First, the men were taken away. Then the younger women. Another highly pregnant woman couldn't walk at all. One gendarme beat her. The next "used a machine gun to shoot the child out of her stomach." Lakatos and the others were driven into a pit: "I saw my father lying there dead. And both of my brothers. I myself half jumped into the pit, half fell."
She pulled her scarf over her head "to avoid seeing what was about to happen. But then it began to rain bullets." She was hit eight times: in her arm, her leg, her stomach. Others fell on top of her, their bodies catching the bullets. It was hours before she climbed out of the pit.
Lakatos survived, but she was severely wounded. She lost her whole family and her unborn child. After the war, she was a witness against the commander of the operation, Jozsef Pinter. She emphasized how thorough and systematic the operation had been. Pinter was found guilty of war crimes and in September 1948 he was executed — one of the very few perpetrators brought to justice for involvement in the killing of the Roma people.
Lidija Nikiticna Krylova tells of a "nightmarish crime" committed by "German invaders in the village of Aleksandrovka on peace-loving Soviet citizens — members of a Roma collective farm." In April 1942, a German officer had a list that he used to call out the names of villagers one by one. Non-Roma were sent home.
Roma families were then forced to undress before being driven with whips "like cattle" to the edge of a pit. The older children were shot before the eyes of their mothers. Then babies were torn from their arms and thrown into the pit.
"Not only children were thrown alive into the pit," reported Nikiticna Krylova. "The Germans also shoved a sick old woman carried by her daughters into the pit. Krylova and others only escaped death at the very last moment. They later gave their testimony in Soviet investigations into Nazi war crimes.
In many countries today there is still very little awareness that Sinti and Roma were victims of systematic genocide, said Karola Fings. She believes the full extent of the murderous violence will only become clear with a wider European perspective.

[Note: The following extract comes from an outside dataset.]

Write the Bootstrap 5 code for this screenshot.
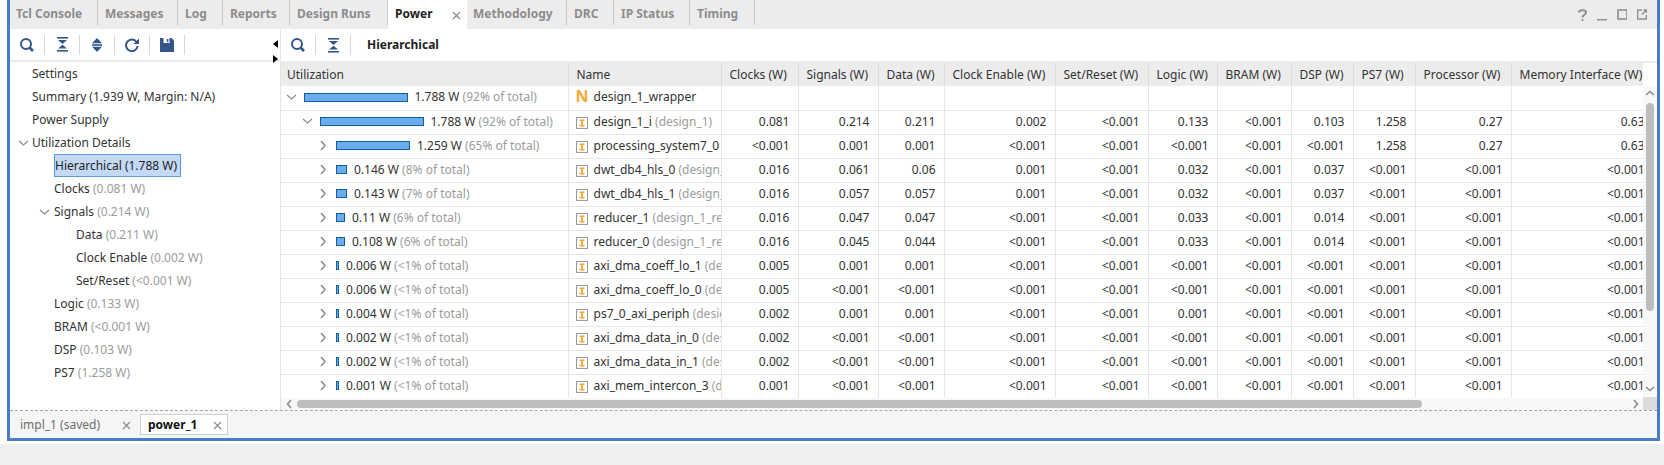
<!DOCTYPE html>
<html lang="en">
<head>
    <meta charset="UTF-8">
    <title>Power</title>
    <link href="https://cdn.jsdelivr.net/npm/bootstrap@5.3.0/dist/css/bootstrap.min.css" rel="stylesheet">
    <style>
        html, body { height: 465px; overflow: hidden; }
        body { background: #fff; font-family: "Noto Sans", sans-serif; font-size: 12px; color: #333; position: relative; }
        body::after { content: ""; display: block; height: 21px; margin-top: 3px; background: #efefef; }
        .shell { margin-left: 7px; width: 1653px; height: 441px; border: 3px solid #4a7bcb; border-top: 0; background: #fff; }

        .tool-tabs { height: 29px; background: #ececec; flex-wrap: nowrap; }
        .tab-item { height: 25px; line-height: 27px; padding-left: 7px; border-right: 1px solid #c8c8c8; color: #8c8c8c; font-weight: 700; white-space: nowrap; }
        .tab-item:nth-child(1) { width: 88px; padding-left: 6px; }
        .tab-item:nth-child(2) { width: 80px; }
        .tab-item:nth-child(3) { width: 45px; }
        .tab-item:nth-child(4) { width: 67px; }
        .tab-item:nth-child(5) { width: 98px; }
        .tab-item:nth-child(6) { width: 79px; }
        .tab-item:nth-child(7) { width: 100px; padding-left: 6px; }
        .tab-item:nth-child(8) { width: 47px; }
        .tab-item:nth-child(9) { width: 76px; }
        .tab-item:nth-child(10) { width: 65px; }
        .tab-item.active { height: 29px; background: #fff; color: #222; border-right: 0; position: relative; }
        .tab-close { position: absolute; left: 64px; top: 11px; }
        .win-btns { margin-left: auto; gap: 10px; padding: 9px 10px 0 0; }

        .mid { height: 382px; border-bottom: 1px dashed #a6a6a6; }
        .left-pane { width: 271px; flex: none; position: relative; }
        .right-pane { width: 1377px; flex: none; border-left: 1px solid #e4e4e4; margin-left: -1px; }
        .bar-tools { height: 32px; }
        .left-pane .bar-tools { height: 33px; border-bottom: 2px solid #ececec; }
        .tool-btn { width: 35px; height: 20px; border-right: 1px solid #d8d8d8; }
        .pane-title { margin-left: 16px; font-weight: 700; color: #222; }
        .split-arrow { position: absolute; right: 3px; width: 0; height: 0; border-style: solid; border-color: transparent; }
        .split-arrow.up { top: 11px; border-width: 4.5px 5px 4.5px 0; border-right-color: #000; }
        .split-arrow.down { top: 26px; border-width: 4.5px 0 4.5px 5px; border-left-color: #000; }

        .tree-row { height: 23.04px; line-height: 23px; white-space: nowrap; }
        .tree-row svg { vertical-align: 0; }
        .lvl-0 { padding-left: 22px; }
        .lvl-0.open { padding-left: 8px; }
        .lvl-0.open svg { margin-right: 3px; }
        .lvl-1 { padding-left: 44px; }
        .lvl-1.open { padding-left: 29px; }
        .lvl-1.open svg { margin-right: 4px; }
        .lvl-2 { padding-left: 66px; }
        .tree-sel { display: inline-block; height: 23px; line-height: 21px; padding: 0 3px 0 0; background: #c4d9f8; border: 1px solid #5a9ae0; color: #222; }
        .dim { color: #9c9c9c; }

        .grid-top { border-top: 2px solid #ececec; height: 349px; }
        .grid-wrap { width: 1362px; height: 335px; overflow: hidden; flex: none; }
        .power-grid { table-layout: fixed; width: 1372px; margin: 0; --bs-table-color: #333; border-color: #e6e6e6; }
        .power-grid th, .power-grid td { height: 24px; padding: 0 8px 1px; line-height: 22px; font-size: 12px; font-weight: 400; white-space: nowrap; overflow: hidden; border-right: 1px solid #e6e6e6; border-bottom: 1px solid #e6e6e6; vertical-align: middle; }
        .power-grid th { height: 23px; background: #ececec; border-right-color: #dcdcdc; border-bottom: 0; padding-bottom: 0; }
        .power-grid th.util-head { padding-left: 6px; }
        .power-grid td.util-cell { padding: 0 0 1px; }
        .power-grid td.name-cell { padding: 0 0 1px 7px; }
        .util-inner { display: flex; align-items: center; gap: 7px; }
        .exp-box { width: 16px; flex: none; display: flex; justify-content: center; margin-right: -2px; }
        .util-bar { height: 9px; background: #6aaeee; border: 1px solid #0e5fa6; flex: none; }
        .node-n { display: inline-block; width: 12px; height: 12px; margin-right: 6px; color: #fbaa3a; font-weight: 700; font-size: 16px; line-height: 12px; vertical-align: -1px; }
        .node-i { margin-right: 6px; vertical-align: -3px; }

        .vscroll { width: 14px; background: #f8f8f8; height: 335px; }
        .vscroll-head { height: 23px; width: 100%; background: #fff; flex: none; }
        .vthumb { width: 8px; height: 208px; margin: 7px 0 75px; border-radius: 4px; background: #bdbdbd; flex: none; }
        .hscroll { height: 12px; width: 100%; background: #f8f8f8; padding-left: 5px; }
        .hthumb { width: 1125px; height: 8px; margin-left: 5px; border-radius: 4px; background: #bdbdbd; }
        .corner { width: 14px; height: 13px; margin-top: -1px; background: #dcdcdc; }

        .bottom-tabs { height: 27px; background: #f5f5f5; padding: 3px 0 0 0; flex-wrap: nowrap; }
        .run-tab { height: 21px; line-height: 19px; padding-left: 9px; color: #6e6e6e; position: relative; border: 1px solid transparent; white-space: nowrap; }
        .run-tab svg { position: absolute; top: 6px; }
        .run-tab.plain { width: 130px; }
        .run-tab.plain svg { left: 111px; }
        .run-tab.active { width: 88px; padding-left: 7px; background: #fff; border-color: #cfcfcf; color: #111; font-weight: 700; }
        .run-tab.active svg { left: 72px; }
    </style>
</head>
<body class="m-0">
    <svg width="0" height="0" class="d-block position-absolute">
        <defs>
            <g id="ic-search" fill="none" stroke="#34568b"><circle cx="6" cy="6" r="5" stroke-width="2"/><path d="M9.5 9.5 13 13" stroke-width="2.6"/></g>
            <g id="ic-collapse" fill="#34568b"><rect x="0" y="0" width="11" height="1.6"/><path d="M1 3h9L5.5 7z"/><path d="M1 11.5h9L5.5 7.8z"/><rect x="0" y="13" width="11" height="1.6"/></g>
            <g id="ic-expand" fill="#34568b"><path d="M6 0l5 5.2H1z"/><rect x="1" y="6.2" width="10" height="1.6"/><path d="M6 14l5-5.2H1z"/></g>
            <g id="ic-refresh" fill="none" stroke="#34568b" stroke-width="2"><path d="M11.6 4A5.8 5.8 0 1 0 12.6 8"/><path d="M14 .5V6H8.5z" fill="#34568b" stroke="none"/></g>
            <g id="ic-save"><path d="M0 0h11.5L14 2.5V14H0z" fill="#34568b"/><rect x="3.5" y="0" width="6" height="5" fill="#fff"/><rect x="6.8" y="1" width="1.6" height="3" fill="#34568b"/></g>
            <path id="ic-right" d="M1 1l4 4.5-4 4.5" fill="none" stroke="#8a8a8a" stroke-width="1.5"/>
            <path id="ic-down" d="M1 1l4.5 4L10 1" fill="none" stroke="#8a8a8a" stroke-width="1.2"/>
            <path id="ic-x" d="M1 1l7 7M8 1 1 8" fill="none" stroke="#8c8c8c" stroke-width="1.2"/>
            <g id="ic-inst"><rect x=".5" y=".5" width="11" height="11" fill="#fff" stroke="#9a9a9a"/><path d="M3.5 2.5h5v1.500H7v4h1.500v1.500h-5V8H5V4H3.500z" fill="#fba53c"/></g>
        </defs>
    </svg>

    <div class="shell d-flex flex-column">
        <ul class="nav tool-tabs">
            <li class="tab-item">Tcl Console</li>
            <li class="tab-item">Messages</li>
            <li class="tab-item">Log</li>
            <li class="tab-item">Reports</li>
            <li class="tab-item">Design Runs</li>
            <li class="tab-item active">Power<svg class="tab-close" width="9" height="9"><use href="#ic-x"/></svg></li>
            <li class="tab-item">Methodology</li>
            <li class="tab-item">DRC</li>
            <li class="tab-item">IP Status</li>
            <li class="tab-item">Timing</li>
            <li class="win-btns d-flex align-items-start">
                <svg width="9" height="12" fill="none" stroke="#8f8f8f" stroke-width="2"><path d="M1 3.500C1 .5 8 .5 8 3.500 8 6 4.500 5.500 4.500 8.500"/><rect x="3.700" y="10" width="1.600" height="2" fill="#8f8f8f" stroke="none"/></svg>
                <svg width="10" height="12"><rect y="10" width="10" height="1.400" fill="#8f8f8f"/></svg>
                <svg width="10" height="12"><rect x="1" y="1" width="9" height="9" fill="none" stroke="#8f8f8f" stroke-width="1.600"/></svg>
                <svg width="10" height="12" fill="none" stroke="#8f8f8f" stroke-width="1.300"><path d="M5 1H.7v9h8.600V6M5 5.500 9.500 1M6.500 1h3v3"/></svg>
            </li>
        </ul>

        <div class="mid d-flex">
            <div class="left-pane">
                <div class="bar-tools d-flex align-items-center">
                    <div class="tool-btn d-flex align-items-center justify-content-center"><svg width="14" height="14"><use href="#ic-search"/></svg></div>
                    <div class="tool-btn d-flex align-items-center justify-content-center"><svg width="11" height="15"><use href="#ic-collapse"/></svg></div>
                    <div class="tool-btn d-flex align-items-center justify-content-center"><svg width="12" height="14"><use href="#ic-expand"/></svg></div>
                    <div class="tool-btn d-flex align-items-center justify-content-center"><svg width="14" height="14"><use href="#ic-refresh"/></svg></div>
                    <div class="tool-btn d-flex align-items-center justify-content-center"><svg width="14" height="14"><use href="#ic-save"/></svg></div>
                </div>
                <span class="split-arrow up"></span>
                <span class="split-arrow down"></span>
                <div class="tree-row lvl-0">Settings</div>
                <div class="tree-row lvl-0">Summary (1.939 W, Margin: N/A)</div>
                <div class="tree-row lvl-0">Power Supply</div>
                <div class="tree-row lvl-0 open"><svg width="11" height="7"><use href="#ic-down"/></svg><span>Utilization Details</span></div>
                <div class="tree-row lvl-1"><span class="tree-sel">Hierarchical (1.788 W)</span></div>
                <div class="tree-row lvl-1">Clocks <span class="dim">(0.081 W)</span></div>
                <div class="tree-row lvl-1 open"><svg width="11" height="7"><use href="#ic-down"/></svg><span>Signals <span class="dim">(0.214 W)</span></span></div>
                <div class="tree-row lvl-2">Data <span class="dim">(0.211 W)</span></div>
                <div class="tree-row lvl-2">Clock Enable <span class="dim">(0.002 W)</span></div>
                <div class="tree-row lvl-2">Set/Reset <span class="dim">(&lt;0.001 W)</span></div>
                <div class="tree-row lvl-1">Logic <span class="dim">(0.133 W)</span></div>
                <div class="tree-row lvl-1">BRAM <span class="dim">(&lt;0.001 W)</span></div>
                <div class="tree-row lvl-1">DSP <span class="dim">(0.103 W)</span></div>
                <div class="tree-row lvl-1">PS7 <span class="dim">(1.258 W)</span></div>
            </div>

            <div class="right-pane">
                <div class="bar-tools d-flex align-items-center">
                    <div class="tool-btn d-flex align-items-center justify-content-center"><svg width="14" height="14"><use href="#ic-search"/></svg></div>
                    <div class="tool-btn d-flex align-items-center justify-content-center"><svg width="11" height="15"><use href="#ic-collapse"/></svg></div>
                    <span class="pane-title">Hierarchical</span>
                </div>
                <div class="grid-top d-flex flex-wrap align-content-start">
                    <div class="grid-wrap">
                        <table class="table power-grid">
                            <colgroup>
                                <col style="width:287px"><col style="width:153px"><col style="width:77px"><col style="width:80px"><col style="width:66px"><col style="width:111px"><col style="width:93px"><col style="width:69px"><col style="width:74px"><col style="width:62px"><col style="width:62px"><col style="width:96px"><col style="width:142px">
                            </colgroup>
                            <thead>
                                <tr><th class="util-head">Utilization</th><th>Name</th><th>Clocks (W)</th><th>Signals (W)</th><th>Data (W)</th><th>Clock Enable (W)</th><th>Set/Reset (W)</th><th>Logic (W)</th><th>BRAM (W)</th><th>DSP (W)</th><th>PS7 (W)</th><th>Processor (W)</th><th>Memory Interface (W)</th></tr>
                            </thead>
                            <tbody id="gridBody"></tbody>
                        </table>
                    </div>
                    <div class="vscroll d-flex flex-column align-items-center">
                        <div class="vscroll-head"></div>
                        <svg width="10" height="6" class="mt-1 flex-shrink-0"><path d="M1 5l4-3.500L9 5" fill="none" stroke="#8a8a8a" stroke-width="1.600"/></svg>
                        <div class="vthumb"></div>
                        <svg width="10" height="6" class="flex-shrink-0"><path d="M1 1l4 3.500L9 1" fill="none" stroke="#8a8a8a" stroke-width="1.600"/></svg>
                    </div>
                    <div class="hscroll d-flex align-items-center">
                        <svg width="6" height="10"><path d="M5 1 1.500 5 5 9" fill="none" stroke="#8a8a8a" stroke-width="1.600"/></svg>
                        <div class="hthumb"></div>
                        <svg width="6" height="10" class="ms-auto me-1"><path d="M1 1l3.500 4L1 9" fill="none" stroke="#8a8a8a" stroke-width="1.600"/></svg>
                        <div class="corner"></div>
                    </div>
                </div>
            </div>
        </div>

        <ul class="nav bottom-tabs">
            <li class="run-tab plain">impl_1 (saved)<svg width="9" height="9"><use href="#ic-x"/></svg></li>
            <li class="run-tab active">power_1<svg width="9" height="9"><use href="#ic-x"/></svg></li>
        </ul>
    </div>

    <script>
        // util bar width, depth, expanded, text, share, name, module (as far as the column shows it), values
        var L = "<0.001";
        var rows = [
            [103.5, 0, 1, "1.788 W", "92%", "design_1_wrapper", "", []],
            [103.5, 1, 1, "1.788 W", "92%", "design_1_i", "(design_1)", ["0.081","0.214","0.211","0.002",L,"0.133",L,"0.103","1.258","0.27","0.63"]],
            [74, 2, 0, "1.259 W", "65%", "processing_system7_0", "", [L,"0.001","0.001",L,L,L,L,L,"1.258","0.27","0.63"]],
            [11, 2, 0, "0.146 W", "8%", "dwt_db4_hls_0", "(design_", ["0.016","0.061","0.06","0.001",L,"0.032",L,"0.037",L,L,L]],
            [11, 2, 0, "0.143 W", "7%", "dwt_db4_hls_1", "(design_", ["0.016","0.057","0.057","0.001",L,"0.032",L,"0.037",L,L,L]],
            [9, 2, 0, "0.11 W", "6%", "reducer_1", "(design_1_re", ["0.016","0.047","0.047",L,L,"0.033",L,"0.014",L,L,L]],
            [9, 2, 0, "0.108 W", "6%", "reducer_0", "(design_1_re", ["0.016","0.045","0.044",L,L,"0.033",L,"0.014",L,L,L]],
            [3, 2, 0, "0.006 W", "<1%", "axi_dma_coeff_lo_1", "(de", ["0.005","0.001","0.001",L,L,L,L,L,L,L,L]],
            [3, 2, 0, "0.006 W", "<1%", "axi_dma_coeff_lo_0", "(de", ["0.005",L,L,L,L,L,L,L,L,L,L]],
            [3, 2, 0, "0.004 W", "<1%", "ps7_0_axi_periph", "(desig", ["0.002","0.001","0.001",L,L,"0.001",L,L,L,L,L]],
            [3, 2, 0, "0.002 W", "<1%", "axi_dma_data_in_0", "(des", ["0.002",L,L,L,L,L,L,L,L,L,L]],
            [3, 2, 0, "0.002 W", "<1%", "axi_dma_data_in_1", "(des", ["0.002",L,L,L,L,L,L,L,L,L,L]],
            [3, 2, 0, "0.001 W", "<1%", "axi_mem_intercon_3", "(d", ["0.001",L,L,L,L,L,L,L,L,L,L]]
        ];
        function esc(s) { return s.replace(/</g, "&lt;"); }
        var html = "";
        rows.forEach(function (r, i) {
            var arrow = r[2]
                ? '<svg width="11" height="7"><use href="#ic-down"/></svg>'
                : '<svg width="7" height="11"><use href="#ic-right"/></svg>';
            var nameIcon = i === 0
                ? '<span class="node-n">N</span>'
                : '<svg class="node-i" width="12" height="12"><use href="#ic-inst"/></svg>';
            var cells = "";
            for (var c = 0; c < 11; c++) {
                cells += '<td class="text-end">' + esc(r[7][c] || "") + "</td>";
            }
            html += '<tr><td class="util-cell"><div class="util-inner" style="padding-left:' + (2 + 16 * r[1]) + 'px">' +
                '<span class="exp-box">' + arrow + "</span>" +
                '<span class="util-bar" style="width:' + r[0] + 'px"></span>' +
                "<span>" + r[3] + ' <span class="dim">(' + esc(r[4]) + " of total)</span></span></div></td>" +
                '<td class="name-cell">' + nameIcon + r[5] + (r[6] ? ' <span class="dim">' + r[6] + "</span>" : "") + "</td>" +
                cells + "</tr>";
        });
        document.getElementById("gridBody").innerHTML = html;
    </script>
</body>
</html>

In response, researchers are working on an encyclopedia of Nazi genocide — a project that the German Foreign Office is backing with €1.2 million ($1.4 million).
In Germany, the genocide was largely ignored for decades. Members of the police continued to employ racist methods, using Nazis files in investigations and blocking acceptance that Sinti and Roma have been gravely persecuted. That, in turn, led to further trauma for survivors: trauma that has extended into the second and third generations, said Fings.
The historian was a member of the German government's Independent Commission on Antigypsyism which recently issued its final report. Alongside clear recognition of the genocide committed against Sinti and Roma and further investigation through the mediation of a truth commission, Fings said there must be material compensation — and not just in Germany.
"This also applies to those living in other countries, especially in Eastern Europe who after 1945 were completely shut out from compensation," she said.
The commission also said that, as is the case with Jewish victims of Nazi persecution and their descendants, Germany must also take responsibility for ensuring "that Roma and Romnja are recognized as an especially marginalized and vulnerable group."